### STATED GOAL
Extract each line of the material that follows exactly and omit its pictures.

### GIVEN INFORMATION

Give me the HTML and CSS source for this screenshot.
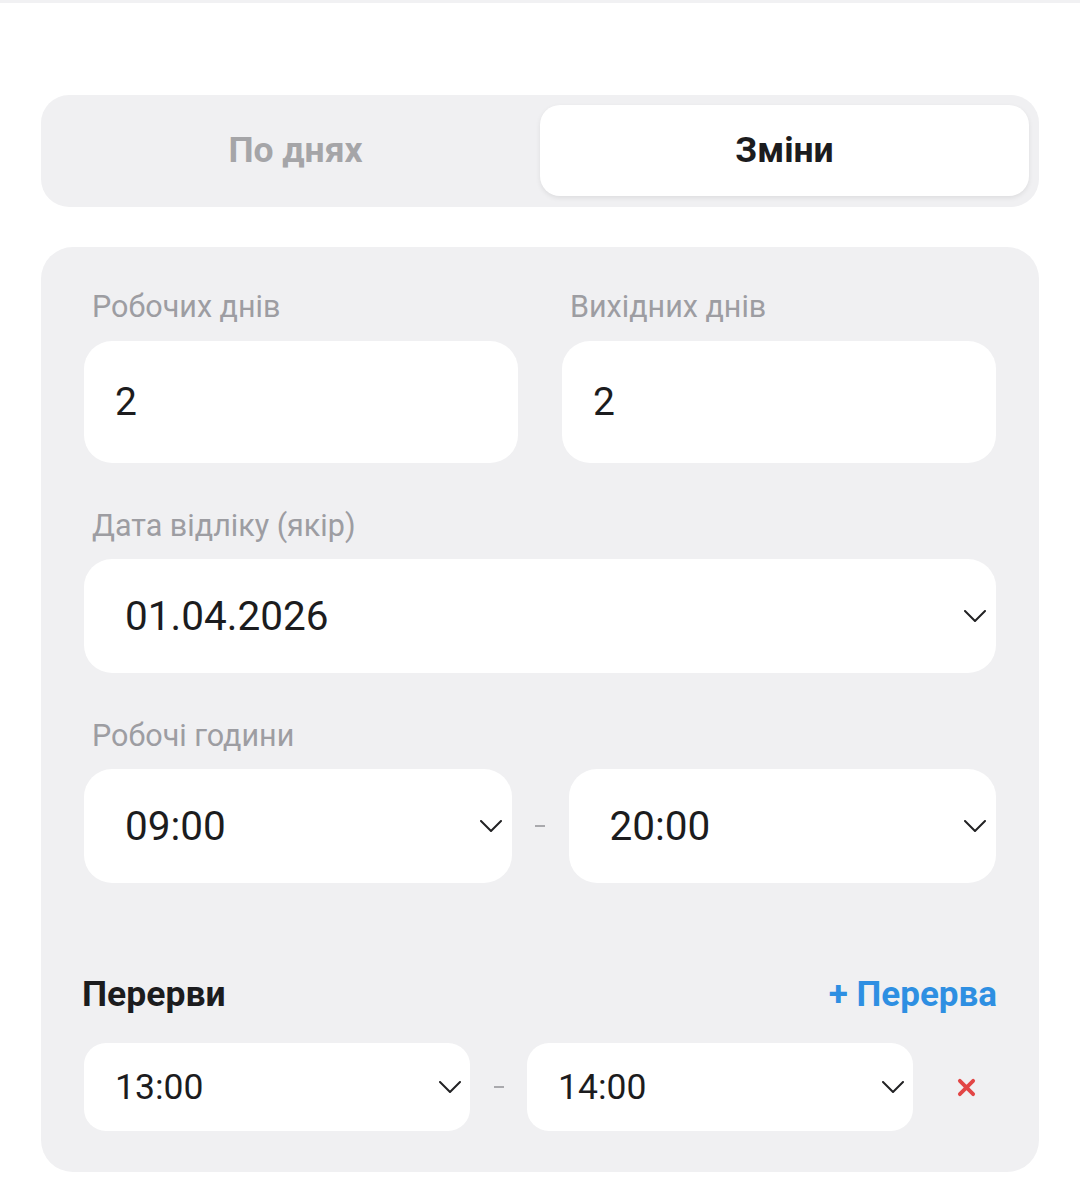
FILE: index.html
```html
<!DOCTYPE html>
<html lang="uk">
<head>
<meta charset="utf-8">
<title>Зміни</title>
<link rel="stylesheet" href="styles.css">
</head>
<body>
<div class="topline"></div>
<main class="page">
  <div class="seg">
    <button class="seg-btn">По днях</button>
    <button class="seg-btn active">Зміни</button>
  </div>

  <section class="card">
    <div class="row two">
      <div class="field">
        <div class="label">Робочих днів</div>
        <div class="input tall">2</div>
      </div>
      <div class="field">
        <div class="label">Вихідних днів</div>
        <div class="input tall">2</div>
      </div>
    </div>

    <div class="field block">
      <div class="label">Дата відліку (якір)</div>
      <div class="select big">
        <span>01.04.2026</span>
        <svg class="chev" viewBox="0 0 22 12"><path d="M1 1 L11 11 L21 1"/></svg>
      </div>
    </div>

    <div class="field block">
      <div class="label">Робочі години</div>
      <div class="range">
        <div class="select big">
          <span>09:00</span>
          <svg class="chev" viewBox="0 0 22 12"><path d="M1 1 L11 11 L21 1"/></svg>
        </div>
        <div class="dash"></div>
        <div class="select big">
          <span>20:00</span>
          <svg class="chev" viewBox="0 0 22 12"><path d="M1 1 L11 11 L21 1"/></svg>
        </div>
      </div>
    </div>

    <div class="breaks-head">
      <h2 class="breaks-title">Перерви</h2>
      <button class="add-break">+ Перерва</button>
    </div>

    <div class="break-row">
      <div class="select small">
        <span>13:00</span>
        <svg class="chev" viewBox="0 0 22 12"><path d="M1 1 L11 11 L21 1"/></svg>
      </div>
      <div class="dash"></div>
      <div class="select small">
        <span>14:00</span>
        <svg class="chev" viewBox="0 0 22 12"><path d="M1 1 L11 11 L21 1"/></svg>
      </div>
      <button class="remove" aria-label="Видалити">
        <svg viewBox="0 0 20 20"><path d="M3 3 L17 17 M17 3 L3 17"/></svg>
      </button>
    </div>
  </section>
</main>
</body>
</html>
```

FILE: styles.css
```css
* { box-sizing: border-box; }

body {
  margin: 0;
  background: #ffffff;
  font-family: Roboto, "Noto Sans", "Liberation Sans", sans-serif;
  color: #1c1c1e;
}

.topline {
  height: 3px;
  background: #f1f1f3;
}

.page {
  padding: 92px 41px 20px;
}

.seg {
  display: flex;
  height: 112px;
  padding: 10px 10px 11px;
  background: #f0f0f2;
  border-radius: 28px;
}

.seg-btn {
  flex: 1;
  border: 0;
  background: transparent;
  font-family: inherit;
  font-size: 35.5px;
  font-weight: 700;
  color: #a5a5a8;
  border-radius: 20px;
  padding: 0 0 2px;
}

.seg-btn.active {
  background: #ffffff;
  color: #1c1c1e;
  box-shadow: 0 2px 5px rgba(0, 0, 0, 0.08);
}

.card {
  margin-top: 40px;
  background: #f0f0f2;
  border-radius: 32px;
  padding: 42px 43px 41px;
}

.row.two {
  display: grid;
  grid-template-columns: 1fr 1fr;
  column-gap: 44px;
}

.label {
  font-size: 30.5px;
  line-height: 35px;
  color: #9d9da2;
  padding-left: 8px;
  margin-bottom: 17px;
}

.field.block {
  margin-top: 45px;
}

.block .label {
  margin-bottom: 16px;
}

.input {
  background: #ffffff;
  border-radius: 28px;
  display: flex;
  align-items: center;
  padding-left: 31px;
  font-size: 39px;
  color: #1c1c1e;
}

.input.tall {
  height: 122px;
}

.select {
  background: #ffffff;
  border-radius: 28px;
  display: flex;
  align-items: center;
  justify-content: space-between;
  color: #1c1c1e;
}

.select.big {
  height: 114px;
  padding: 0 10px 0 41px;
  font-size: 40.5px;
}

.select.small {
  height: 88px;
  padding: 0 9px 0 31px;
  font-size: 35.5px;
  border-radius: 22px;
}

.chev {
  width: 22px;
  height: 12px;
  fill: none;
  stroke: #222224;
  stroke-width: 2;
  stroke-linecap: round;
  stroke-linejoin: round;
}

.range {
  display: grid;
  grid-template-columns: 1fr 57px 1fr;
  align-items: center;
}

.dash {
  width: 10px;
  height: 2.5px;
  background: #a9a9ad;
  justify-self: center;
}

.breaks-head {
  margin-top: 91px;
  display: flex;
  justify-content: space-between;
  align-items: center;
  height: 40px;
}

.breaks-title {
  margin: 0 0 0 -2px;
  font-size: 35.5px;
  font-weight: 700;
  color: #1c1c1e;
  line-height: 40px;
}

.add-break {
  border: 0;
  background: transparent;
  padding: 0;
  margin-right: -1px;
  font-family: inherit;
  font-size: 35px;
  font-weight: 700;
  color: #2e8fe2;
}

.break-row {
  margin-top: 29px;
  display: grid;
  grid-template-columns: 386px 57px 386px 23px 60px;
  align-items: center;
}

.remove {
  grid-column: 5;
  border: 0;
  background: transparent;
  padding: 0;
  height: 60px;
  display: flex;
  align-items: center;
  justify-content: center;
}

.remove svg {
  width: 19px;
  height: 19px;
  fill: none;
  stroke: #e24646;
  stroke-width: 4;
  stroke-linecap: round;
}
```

### RESULT OF THE EXERCISE
Give me the HTML and CSS source for this screenshot.
FILE: index.html
```html
<!DOCTYPE html>
<html lang="uk">
<head>
<meta charset="utf-8">
<title>Зміни</title>
<link rel="stylesheet" href="styles.css">
</head>
<body>
<div class="topline"></div>
<main class="page">
  <div class="seg">
    <button class="seg-btn">По днях</button>
    <button class="seg-btn active">Зміни</button>
  </div>

  <section class="card">
    <div class="row two">
      <div class="field">
        <div class="label">Робочих днів</div>
        <div class="input tall">2</div>
      </div>
      <div class="field">
        <div class="label">Вихідних днів</div>
        <div class="input tall">2</div>
      </div>
    </div>

    <div class="field block">
      <div class="label">Дата відліку (якір)</div>
      <div class="select big">
        <span>01.04.2026</span>
        <svg class="chev" viewBox="0 0 22 12"><path d="M1 1 L11 11 L21 1"/></svg>
      </div>
    </div>

    <div class="field block">
      <div class="label">Робочі години</div>
      <div class="range">
        <div class="select big">
          <span>09:00</span>
          <svg class="chev" viewBox="0 0 22 12"><path d="M1 1 L11 11 L21 1"/></svg>
        </div>
        <div class="dash"></div>
        <div class="select big">
          <span>20:00</span>
          <svg class="chev" viewBox="0 0 22 12"><path d="M1 1 L11 11 L21 1"/></svg>
        </div>
      </div>
    </div>

    <div class="breaks-head">
      <h2 class="breaks-title">Перерви</h2>
      <button class="add-break">+ Перерва</button>
    </div>

    <div class="break-row">
      <div class="select small">
        <span>13:00</span>
        <svg class="chev" viewBox="0 0 22 12"><path d="M1 1 L11 11 L21 1"/></svg>
      </div>
      <div class="dash"></div>
      <div class="select small">
        <span>14:00</span>
        <svg class="chev" viewBox="0 0 22 12"><path d="M1 1 L11 11 L21 1"/></svg>
      </div>
      <button class="remove" aria-label="Видалити">
        <svg viewBox="0 0 20 20"><path d="M3 3 L17 17 M17 3 L3 17"/></svg>
      </button>
    </div>
  </section>
</main>
</body>
</html>
```

FILE: styles.css
```css
* { box-sizing: border-box; }

body {
  margin: 0;
  background: #ffffff;
  font-family: Roboto, "Noto Sans", "Liberation Sans", sans-serif;
  color: #1c1c1e;
}

.topline {
  height: 3px;
  background: #f1f1f3;
}

.page {
  padding: 92px 41px 20px;
}

.seg {
  display: flex;
  height: 112px;
  padding: 10px 10px 11px;
  background: #f0f0f2;
  border-radius: 28px;
}

.seg-btn {
  flex: 1;
  border: 0;
  background: transparent;
  font-family: inherit;
  font-size: 35.5px;
  font-weight: 700;
  color: #a5a5a8;
  border-radius: 20px;
  padding: 0 0 2px;
}

.seg-btn.active {
  background: #ffffff;
  color: #1c1c1e;
  box-shadow: 0 2px 5px rgba(0, 0, 0, 0.08);
}

.card {
  margin-top: 40px;
  background: #f0f0f2;
  border-radius: 32px;
  padding: 42px 43px 41px;
}

.row.two {
  display: grid;
  grid-template-columns: 1fr 1fr;
  column-gap: 44px;
}

.label {
  font-size: 30.5px;
  line-height: 35px;
  color: #9d9da2;
  padding-left: 8px;
  margin-bottom: 17px;
}

.field.block {
  margin-top: 45px;
}

.block .label {
  margin-bottom: 16px;
}

.input {
  background: #ffffff;
  border-radius: 28px;
  display: flex;
  align-items: center;
  padding-left: 31px;
  font-size: 39px;
  color: #1c1c1e;
}

.input.tall {
  height: 122px;
}

.select {
  background: #ffffff;
  border-radius: 28px;
  display: flex;
  align-items: center;
  justify-content: space-between;
  color: #1c1c1e;
}

.select.big {
  height: 114px;
  padding: 0 10px 0 41px;
  font-size: 40.5px;
}

.select.small {
  height: 88px;
  padding: 0 9px 0 31px;
  font-size: 35.5px;
  border-radius: 22px;
}

.chev {
  width: 22px;
  height: 12px;
  fill: none;
  stroke: #222224;
  stroke-width: 2;
  stroke-linecap: round;
  stroke-linejoin: round;
}

.range {
  display: grid;
  grid-template-columns: 1fr 57px 1fr;
  align-items: center;
}

.dash {
  width: 10px;
  height: 2.5px;
  background: #a9a9ad;
  justify-self: center;
}

.breaks-head {
  margin-top: 91px;
  display: flex;
  justify-content: space-between;
  align-items: center;
  height: 40px;
}

.breaks-title {
  margin: 0 0 0 -2px;
  font-size: 35.5px;
  font-weight: 700;
  color: #1c1c1e;
  line-height: 40px;
}

.add-break {
  border: 0;
  background: transparent;
  padding: 0;
  margin-right: -1px;
  font-family: inherit;
  font-size: 35px;
  font-weight: 700;
  color: #2e8fe2;
}

.break-row {
  margin-top: 29px;
  display: grid;
  grid-template-columns: 386px 57px 386px 23px 60px;
  align-items: center;
}

.remove {
  grid-column: 5;
  border: 0;
  background: transparent;
  padding: 0;
  height: 60px;
  display: flex;
  align-items: center;
  justify-content: center;
}

.remove svg {
  width: 19px;
  height: 19px;
  fill: none;
  stroke: #e24646;
  stroke-width: 4;
  stroke-linecap: round;
}
```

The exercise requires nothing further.